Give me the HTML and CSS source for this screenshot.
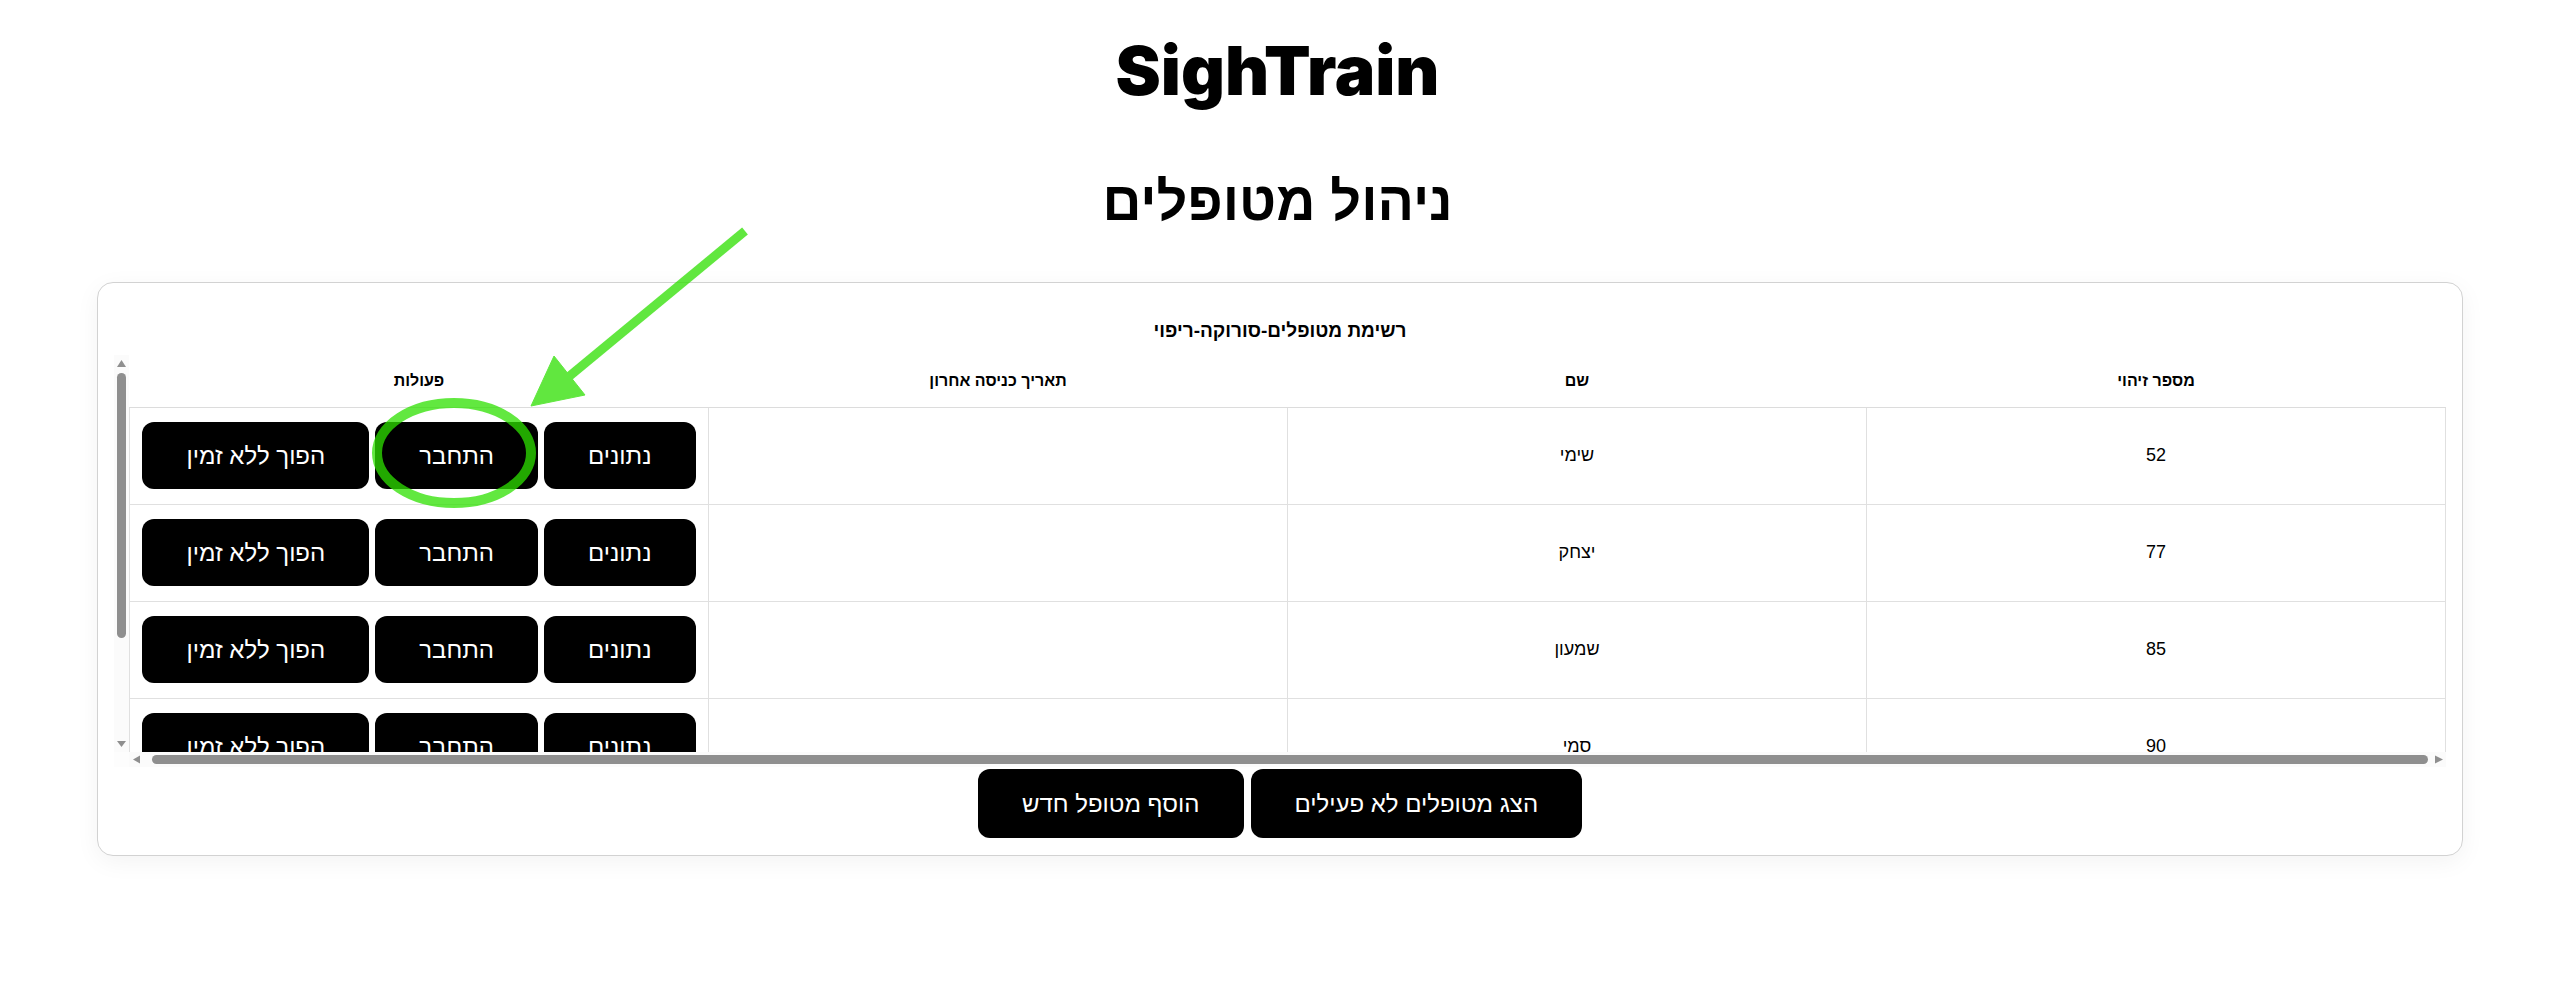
FILE: index.html
```html
<!DOCTYPE html>
<html lang="he" dir="rtl">
<head>
<meta charset="utf-8">
<title>SighTrain</title>
<link rel="stylesheet" href="styles.css">
</head>
<body>
<h1 class="brand">SighTrain</h1>
<h2 class="page-title">ניהול מטופלים</h2>
<section class="card">
  <div class="caption">רשימת מטופלים-סורוקה-ריפוי</div>
  <div class="scroll-frame">
    <div class="viewport">
      <table class="patients">
        <thead>
          <tr><th>מספר זיהוי</th><th>שם</th><th>תאריך כניסה אחרון</th><th>פעולות</th></tr>
        </thead>
        <tbody>
          <tr><td>52</td><td>שימי</td><td></td><td><div class="actions"><button class="btn">נתונים</button><button class="btn">התחבר</button><button class="btn">הפוך ללא זמין</button></div></td></tr>
          <tr><td>77</td><td>יצחק</td><td></td><td><div class="actions"><button class="btn">נתונים</button><button class="btn">התחבר</button><button class="btn">הפוך ללא זמין</button></div></td></tr>
          <tr><td>85</td><td>שמעון</td><td></td><td><div class="actions"><button class="btn">נתונים</button><button class="btn">התחבר</button><button class="btn">הפוך ללא זמין</button></div></td></tr>
          <tr><td>90</td><td>סמי</td><td></td><td><div class="actions"><button class="btn">נתונים</button><button class="btn">התחבר</button><button class="btn">הפוך ללא זמין</button></div></td></tr>
          <tr><td>93</td><td>דוד</td><td></td><td><div class="actions"><button class="btn">נתונים</button><button class="btn">התחבר</button><button class="btn">הפוך ללא זמין</button></div></td></tr>
        </tbody>
      </table>
    </div>
    <div class="vbar" aria-hidden="true">
      <svg class="sb-btn" width="15" height="15" viewBox="0 0 15 15"><polygon points="3,12 7.5,5 12,12" fill="#8f8f8f"/></svg>
      <div class="vthumb"></div>
      <div class="vspace"></div>
      <svg class="sb-btn" width="15" height="15" viewBox="0 0 15 15"><polygon points="3,4 12,4 7.5,10" fill="#8f8f8f"/></svg>
    </div>
    <div class="hbar" aria-hidden="true">
      <svg class="sb-btn" width="15" height="15" viewBox="0 0 15 15"><polygon points="4,7.5 11,3.5 11,11.5" fill="#8f8f8f"/></svg>
      <div class="hthumb"></div>
      <svg class="sb-btn" width="15" height="15" viewBox="0 0 15 15"><polygon points="4,3.5 12,7.5 4,11.5" fill="#8f8f8f"/></svg>
    </div>
    <div class="corner" aria-hidden="true"></div>
  </div>
  <div class="footer-actions">
    <button class="btn btn-lg">הצג מטופלים לא פעילים</button>
    <button class="btn btn-lg">הוסף מטופל חדש</button>
  </div>
</section>
<svg class="annot" width="2555" height="1001" viewBox="0 0 2555 1001" aria-hidden="true">
  <g opacity="0.75">
    <ellipse cx="454" cy="453" rx="77" ry="50" fill="none" stroke="#2de000" stroke-width="10"/>
  </g>
  <g opacity="0.75" fill="#2de000" stroke="#2de000">
    <line x1="745" y1="231" x2="566" y2="379" stroke-width="9"/>
    <polygon points="531,406 554,356 585,395" stroke-width="1"/>
  </g>
</svg>
</body>
</html>
```
FILE: styles.css
```css
html, body {
  margin: 0;
  padding: 0;
  background: #ffffff;
}

body {
  position: relative;
  height: 1001px;
  overflow: hidden;
  font-family: "Liberation Sans", Arimo, "DejaVu Sans", sans-serif;
  color: #000;
}

.brand {
  margin: 31px 0 0;
  font-family: Inter, "Liberation Sans", sans-serif;
  font-weight: 900;
  font-size: 68px;
  line-height: 79px;
  text-align: center;
}

.page-title {
  margin: 61px 0 0;
  font-size: 54px;
  font-weight: 700;
  line-height: 60px;
  text-align: center;
}

.card {
  margin: 51px 92px 0 97px;
  padding: 0 16px 17px;
  border: 1px solid #d2d2d2;
  border-radius: 16px;
  background: #fff;
  box-shadow: 0 6px 24px rgba(0, 0, 0, 0.05);
}

.caption {
  padding-top: 37px;
  margin-bottom: 14px;
  font-size: 19px;
  font-weight: 700;
  line-height: 21px;
  text-align: center;
}

/* table viewport with drawn scrollbars (vertical on the left in RTL) */
.scroll-frame {
  display: grid;
  grid-template-columns: 1fr 15px;
  grid-template-rows: 397px 15px;
  grid-template-areas:
    "view vbar"
    "hbar corner";
}

.viewport {
  grid-area: view;
  overflow: hidden;
  background: #fff;
}

.vbar {
  grid-area: vbar;
  display: flex;
  flex-direction: column;
  align-items: center;
  background: #fbfbfb;
}

.vthumb {
  width: 9px;
  height: 265px;
  margin-top: 3px;
  border-radius: 5px;
  background: #8f8f8f;
}

.vspace {
  flex: 1;
}

.hbar {
  grid-area: hbar;
  direction: ltr;
  display: flex;
  align-items: center;
  background: #fbfbfb;
}

.hthumb {
  flex: 1;
  height: 9px;
  margin: 0 3px 0 8px;
  border-radius: 5px;
  background: #8f8f8f;
}

.corner {
  grid-area: corner;
  background: #fdfdfd;
}

.sb-btn {
  display: block;
  flex: none;
}

.patients {
  width: 100%;
  border-collapse: collapse;
  table-layout: fixed;
}

.patients th {
  padding: 16px;
  font-size: 16px;
  font-weight: 700;
  line-height: 20px;
  text-align: center;
  border-bottom: 1px solid #dcdcdc;
}

.patients td {
  padding: 14px 16px 15px;
  font-size: 18px;
  text-align: center;
  vertical-align: middle;
  border: 1px solid #e0e0e0;
  border-top: 0;
}

.actions {
  display: flex;
  justify-content: center;
  gap: 6px;
}

.btn {
  padding: 20px 44px;
  border: 0;
  border-radius: 12px;
  background: #000;
  color: #fff;
  font-family: "Liberation Sans", Arimo, "DejaVu Sans", sans-serif;
  font-size: 24px;
  line-height: 27px;
  white-space: nowrap;
}

.footer-actions {
  display: flex;
  justify-content: center;
  gap: 7px;
  margin-top: 2px;
}

.btn-lg {
  padding: 21px 44px;
}

.annot {
  position: absolute;
  top: 0;
  left: 0;
  pointer-events: none;
}
```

+ + +

• [WORK TO BE COMPLETED]
All of the data needs repeating exactly, but the pictures do not.

• [TASK ANSWER]
Give me the HTML and CSS source for this screenshot.
FILE: index.html
```html
<!DOCTYPE html>
<html lang="he" dir="rtl">
<head>
<meta charset="utf-8">
<title>SighTrain</title>
<link rel="stylesheet" href="styles.css">
</head>
<body>
<h1 class="brand">SighTrain</h1>
<h2 class="page-title">ניהול מטופלים</h2>
<section class="card">
  <div class="caption">רשימת מטופלים-סורוקה-ריפוי</div>
  <div class="scroll-frame">
    <div class="viewport">
      <table class="patients">
        <thead>
          <tr><th>מספר זיהוי</th><th>שם</th><th>תאריך כניסה אחרון</th><th>פעולות</th></tr>
        </thead>
        <tbody>
          <tr><td>52</td><td>שימי</td><td></td><td><div class="actions"><button class="btn">נתונים</button><button class="btn">התחבר</button><button class="btn">הפוך ללא זמין</button></div></td></tr>
          <tr><td>77</td><td>יצחק</td><td></td><td><div class="actions"><button class="btn">נתונים</button><button class="btn">התחבר</button><button class="btn">הפוך ללא זמין</button></div></td></tr>
          <tr><td>85</td><td>שמעון</td><td></td><td><div class="actions"><button class="btn">נתונים</button><button class="btn">התחבר</button><button class="btn">הפוך ללא זמין</button></div></td></tr>
          <tr><td>90</td><td>סמי</td><td></td><td><div class="actions"><button class="btn">נתונים</button><button class="btn">התחבר</button><button class="btn">הפוך ללא זמין</button></div></td></tr>
          <tr><td>93</td><td>דוד</td><td></td><td><div class="actions"><button class="btn">נתונים</button><button class="btn">התחבר</button><button class="btn">הפוך ללא זמין</button></div></td></tr>
        </tbody>
      </table>
    </div>
    <div class="vbar" aria-hidden="true">
      <svg class="sb-btn" width="15" height="15" viewBox="0 0 15 15"><polygon points="3,12 7.5,5 12,12" fill="#8f8f8f"/></svg>
      <div class="vthumb"></div>
      <div class="vspace"></div>
      <svg class="sb-btn" width="15" height="15" viewBox="0 0 15 15"><polygon points="3,4 12,4 7.5,10" fill="#8f8f8f"/></svg>
    </div>
    <div class="hbar" aria-hidden="true">
      <svg class="sb-btn" width="15" height="15" viewBox="0 0 15 15"><polygon points="4,7.5 11,3.5 11,11.5" fill="#8f8f8f"/></svg>
      <div class="hthumb"></div>
      <svg class="sb-btn" width="15" height="15" viewBox="0 0 15 15"><polygon points="4,3.5 12,7.5 4,11.5" fill="#8f8f8f"/></svg>
    </div>
    <div class="corner" aria-hidden="true"></div>
  </div>
  <div class="footer-actions">
    <button class="btn btn-lg">הצג מטופלים לא פעילים</button>
    <button class="btn btn-lg">הוסף מטופל חדש</button>
  </div>
</section>
<svg class="annot" width="2555" height="1001" viewBox="0 0 2555 1001" aria-hidden="true">
  <g opacity="0.75">
    <ellipse cx="454" cy="453" rx="77" ry="50" fill="none" stroke="#2de000" stroke-width="10"/>
  </g>
  <g opacity="0.75" fill="#2de000" stroke="#2de000">
    <line x1="745" y1="231" x2="566" y2="379" stroke-width="9"/>
    <polygon points="531,406 554,356 585,395" stroke-width="1"/>
  </g>
</svg>
</body>
</html>
```
FILE: styles.css
```css
html, body {
  margin: 0;
  padding: 0;
  background: #ffffff;
}

body {
  position: relative;
  height: 1001px;
  overflow: hidden;
  font-family: "Liberation Sans", Arimo, "DejaVu Sans", sans-serif;
  color: #000;
}

.brand {
  margin: 31px 0 0;
  font-family: Inter, "Liberation Sans", sans-serif;
  font-weight: 900;
  font-size: 68px;
  line-height: 79px;
  text-align: center;
}

.page-title {
  margin: 61px 0 0;
  font-size: 54px;
  font-weight: 700;
  line-height: 60px;
  text-align: center;
}

.card {
  margin: 51px 92px 0 97px;
  padding: 0 16px 17px;
  border: 1px solid #d2d2d2;
  border-radius: 16px;
  background: #fff;
  box-shadow: 0 6px 24px rgba(0, 0, 0, 0.05);
}

.caption {
  padding-top: 37px;
  margin-bottom: 14px;
  font-size: 19px;
  font-weight: 700;
  line-height: 21px;
  text-align: center;
}

/* table viewport with drawn scrollbars (vertical on the left in RTL) */
.scroll-frame {
  display: grid;
  grid-template-columns: 1fr 15px;
  grid-template-rows: 397px 15px;
  grid-template-areas:
    "view vbar"
    "hbar corner";
}

.viewport {
  grid-area: view;
  overflow: hidden;
  background: #fff;
}

.vbar {
  grid-area: vbar;
  display: flex;
  flex-direction: column;
  align-items: center;
  background: #fbfbfb;
}

.vthumb {
  width: 9px;
  height: 265px;
  margin-top: 3px;
  border-radius: 5px;
  background: #8f8f8f;
}

.vspace {
  flex: 1;
}

.hbar {
  grid-area: hbar;
  direction: ltr;
  display: flex;
  align-items: center;
  background: #fbfbfb;
}

.hthumb {
  flex: 1;
  height: 9px;
  margin: 0 3px 0 8px;
  border-radius: 5px;
  background: #8f8f8f;
}

.corner {
  grid-area: corner;
  background: #fdfdfd;
}

.sb-btn {
  display: block;
  flex: none;
}

.patients {
  width: 100%;
  border-collapse: collapse;
  table-layout: fixed;
}

.patients th {
  padding: 16px;
  font-size: 16px;
  font-weight: 700;
  line-height: 20px;
  text-align: center;
  border-bottom: 1px solid #dcdcdc;
}

.patients td {
  padding: 14px 16px 15px;
  font-size: 18px;
  text-align: center;
  vertical-align: middle;
  border: 1px solid #e0e0e0;
  border-top: 0;
}

.actions {
  display: flex;
  justify-content: center;
  gap: 6px;
}

.btn {
  padding: 20px 44px;
  border: 0;
  border-radius: 12px;
  background: #000;
  color: #fff;
  font-family: "Liberation Sans", Arimo, "DejaVu Sans", sans-serif;
  font-size: 24px;
  line-height: 27px;
  white-space: nowrap;
}

.footer-actions {
  display: flex;
  justify-content: center;
  gap: 7px;
  margin-top: 2px;
}

.btn-lg {
  padding: 21px 44px;
}

.annot {
  position: absolute;
  top: 0;
  left: 0;
  pointer-events: none;
}
```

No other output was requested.